• [What to work on]:
Quote every line below exactly and skip any picture.

##### Information shown #####

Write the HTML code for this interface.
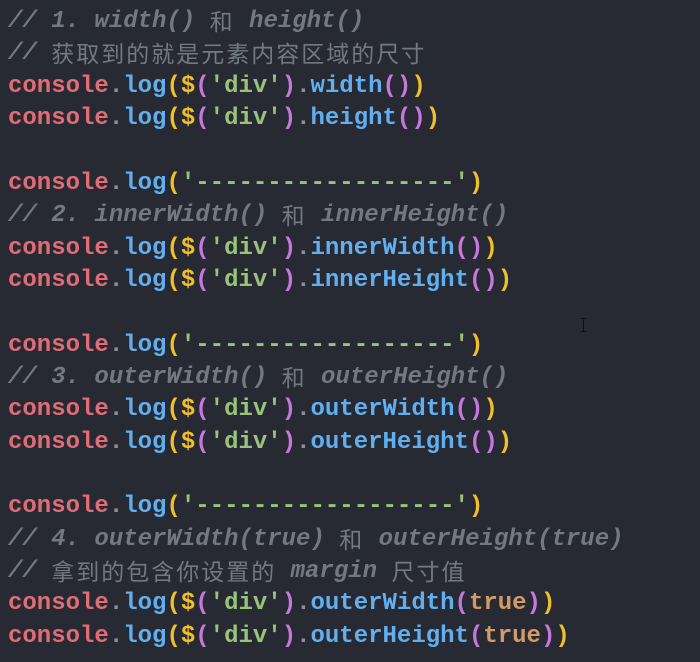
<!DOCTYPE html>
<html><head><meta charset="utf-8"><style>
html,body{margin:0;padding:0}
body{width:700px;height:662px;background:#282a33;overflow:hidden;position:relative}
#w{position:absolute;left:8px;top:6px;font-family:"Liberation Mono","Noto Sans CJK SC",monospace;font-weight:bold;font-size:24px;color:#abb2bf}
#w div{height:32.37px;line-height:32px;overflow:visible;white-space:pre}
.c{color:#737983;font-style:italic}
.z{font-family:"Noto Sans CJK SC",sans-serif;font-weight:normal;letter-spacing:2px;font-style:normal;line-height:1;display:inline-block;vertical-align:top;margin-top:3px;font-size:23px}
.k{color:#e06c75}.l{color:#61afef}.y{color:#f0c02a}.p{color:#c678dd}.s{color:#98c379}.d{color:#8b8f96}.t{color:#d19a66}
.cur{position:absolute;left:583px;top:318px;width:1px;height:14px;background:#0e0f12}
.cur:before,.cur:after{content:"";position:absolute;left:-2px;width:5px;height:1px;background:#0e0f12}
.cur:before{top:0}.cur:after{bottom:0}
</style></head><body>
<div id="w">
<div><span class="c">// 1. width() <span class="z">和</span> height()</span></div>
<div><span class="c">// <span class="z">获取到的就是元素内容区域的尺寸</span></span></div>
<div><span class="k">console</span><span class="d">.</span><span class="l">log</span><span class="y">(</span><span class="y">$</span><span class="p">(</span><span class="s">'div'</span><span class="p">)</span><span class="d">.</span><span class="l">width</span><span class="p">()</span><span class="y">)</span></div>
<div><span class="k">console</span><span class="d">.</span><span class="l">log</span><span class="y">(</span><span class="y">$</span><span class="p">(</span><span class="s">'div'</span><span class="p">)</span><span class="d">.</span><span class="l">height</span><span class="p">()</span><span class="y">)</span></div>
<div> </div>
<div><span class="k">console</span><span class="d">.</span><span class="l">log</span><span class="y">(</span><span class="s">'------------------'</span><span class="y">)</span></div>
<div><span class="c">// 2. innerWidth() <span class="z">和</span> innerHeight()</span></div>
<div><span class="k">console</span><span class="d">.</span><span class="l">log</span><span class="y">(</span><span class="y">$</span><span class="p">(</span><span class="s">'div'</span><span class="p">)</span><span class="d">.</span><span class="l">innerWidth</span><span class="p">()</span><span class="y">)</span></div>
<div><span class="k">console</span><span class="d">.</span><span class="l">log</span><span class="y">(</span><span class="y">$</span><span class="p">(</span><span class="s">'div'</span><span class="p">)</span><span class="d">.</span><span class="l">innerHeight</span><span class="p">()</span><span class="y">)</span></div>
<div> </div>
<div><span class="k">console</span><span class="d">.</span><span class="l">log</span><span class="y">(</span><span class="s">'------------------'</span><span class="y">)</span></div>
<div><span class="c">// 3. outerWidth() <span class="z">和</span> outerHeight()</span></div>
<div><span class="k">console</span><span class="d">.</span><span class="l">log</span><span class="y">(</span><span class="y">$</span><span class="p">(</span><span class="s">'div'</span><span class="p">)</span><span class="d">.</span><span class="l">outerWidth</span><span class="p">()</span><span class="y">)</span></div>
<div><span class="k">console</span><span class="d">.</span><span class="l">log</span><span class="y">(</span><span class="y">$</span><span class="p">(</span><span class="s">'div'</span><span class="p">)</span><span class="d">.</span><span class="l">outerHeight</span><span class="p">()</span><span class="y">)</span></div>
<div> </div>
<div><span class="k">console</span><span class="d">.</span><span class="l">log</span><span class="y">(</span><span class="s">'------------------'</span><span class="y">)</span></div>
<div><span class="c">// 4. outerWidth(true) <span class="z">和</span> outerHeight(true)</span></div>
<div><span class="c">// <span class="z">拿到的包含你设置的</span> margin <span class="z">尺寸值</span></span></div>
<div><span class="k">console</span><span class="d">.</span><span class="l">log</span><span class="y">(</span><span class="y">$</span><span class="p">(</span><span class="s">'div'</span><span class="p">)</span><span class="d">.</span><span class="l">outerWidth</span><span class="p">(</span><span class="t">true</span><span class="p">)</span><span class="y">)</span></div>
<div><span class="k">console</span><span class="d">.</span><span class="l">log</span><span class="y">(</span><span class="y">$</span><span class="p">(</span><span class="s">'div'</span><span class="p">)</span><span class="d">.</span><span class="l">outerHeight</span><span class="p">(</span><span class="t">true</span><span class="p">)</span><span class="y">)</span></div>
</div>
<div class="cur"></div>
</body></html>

#####

• [Exercise solution]:
Write the HTML code for this interface.
<!DOCTYPE html>
<html><head><meta charset="utf-8"><style>
html,body{margin:0;padding:0}
body{width:700px;height:662px;background:#282a33;overflow:hidden;position:relative}
#w{position:absolute;left:8px;top:6px;font-family:"Liberation Mono","Noto Sans CJK SC",monospace;font-weight:bold;font-size:24px;color:#abb2bf}
#w div{height:32.37px;line-height:32px;overflow:visible;white-space:pre}
.c{color:#737983;font-style:italic}
.z{font-family:"Noto Sans CJK SC",sans-serif;font-weight:normal;letter-spacing:2px;font-style:normal;line-height:1;display:inline-block;vertical-align:top;margin-top:3px;font-size:23px}
.k{color:#e06c75}.l{color:#61afef}.y{color:#f0c02a}.p{color:#c678dd}.s{color:#98c379}.d{color:#8b8f96}.t{color:#d19a66}
.cur{position:absolute;left:583px;top:318px;width:1px;height:14px;background:#0e0f12}
.cur:before,.cur:after{content:"";position:absolute;left:-2px;width:5px;height:1px;background:#0e0f12}
.cur:before{top:0}.cur:after{bottom:0}
</style></head><body>
<div id="w">
<div><span class="c">// 1. width() <span class="z">和</span> height()</span></div>
<div><span class="c">// <span class="z">获取到的就是元素内容区域的尺寸</span></span></div>
<div><span class="k">console</span><span class="d">.</span><span class="l">log</span><span class="y">(</span><span class="y">$</span><span class="p">(</span><span class="s">'div'</span><span class="p">)</span><span class="d">.</span><span class="l">width</span><span class="p">()</span><span class="y">)</span></div>
<div><span class="k">console</span><span class="d">.</span><span class="l">log</span><span class="y">(</span><span class="y">$</span><span class="p">(</span><span class="s">'div'</span><span class="p">)</span><span class="d">.</span><span class="l">height</span><span class="p">()</span><span class="y">)</span></div>
<div> </div>
<div><span class="k">console</span><span class="d">.</span><span class="l">log</span><span class="y">(</span><span class="s">'------------------'</span><span class="y">)</span></div>
<div><span class="c">// 2. innerWidth() <span class="z">和</span> innerHeight()</span></div>
<div><span class="k">console</span><span class="d">.</span><span class="l">log</span><span class="y">(</span><span class="y">$</span><span class="p">(</span><span class="s">'div'</span><span class="p">)</span><span class="d">.</span><span class="l">innerWidth</span><span class="p">()</span><span class="y">)</span></div>
<div><span class="k">console</span><span class="d">.</span><span class="l">log</span><span class="y">(</span><span class="y">$</span><span class="p">(</span><span class="s">'div'</span><span class="p">)</span><span class="d">.</span><span class="l">innerHeight</span><span class="p">()</span><span class="y">)</span></div>
<div> </div>
<div><span class="k">console</span><span class="d">.</span><span class="l">log</span><span class="y">(</span><span class="s">'------------------'</span><span class="y">)</span></div>
<div><span class="c">// 3. outerWidth() <span class="z">和</span> outerHeight()</span></div>
<div><span class="k">console</span><span class="d">.</span><span class="l">log</span><span class="y">(</span><span class="y">$</span><span class="p">(</span><span class="s">'div'</span><span class="p">)</span><span class="d">.</span><span class="l">outerWidth</span><span class="p">()</span><span class="y">)</span></div>
<div><span class="k">console</span><span class="d">.</span><span class="l">log</span><span class="y">(</span><span class="y">$</span><span class="p">(</span><span class="s">'div'</span><span class="p">)</span><span class="d">.</span><span class="l">outerHeight</span><span class="p">()</span><span class="y">)</span></div>
<div> </div>
<div><span class="k">console</span><span class="d">.</span><span class="l">log</span><span class="y">(</span><span class="s">'------------------'</span><span class="y">)</span></div>
<div><span class="c">// 4. outerWidth(true) <span class="z">和</span> outerHeight(true)</span></div>
<div><span class="c">// <span class="z">拿到的包含你设置的</span> margin <span class="z">尺寸值</span></span></div>
<div><span class="k">console</span><span class="d">.</span><span class="l">log</span><span class="y">(</span><span class="y">$</span><span class="p">(</span><span class="s">'div'</span><span class="p">)</span><span class="d">.</span><span class="l">outerWidth</span><span class="p">(</span><span class="t">true</span><span class="p">)</span><span class="y">)</span></div>
<div><span class="k">console</span><span class="d">.</span><span class="l">log</span><span class="y">(</span><span class="y">$</span><span class="p">(</span><span class="s">'div'</span><span class="p">)</span><span class="d">.</span><span class="l">outerHeight</span><span class="p">(</span><span class="t">true</span><span class="p">)</span><span class="y">)</span></div>
</div>
<div class="cur"></div>
</body></html>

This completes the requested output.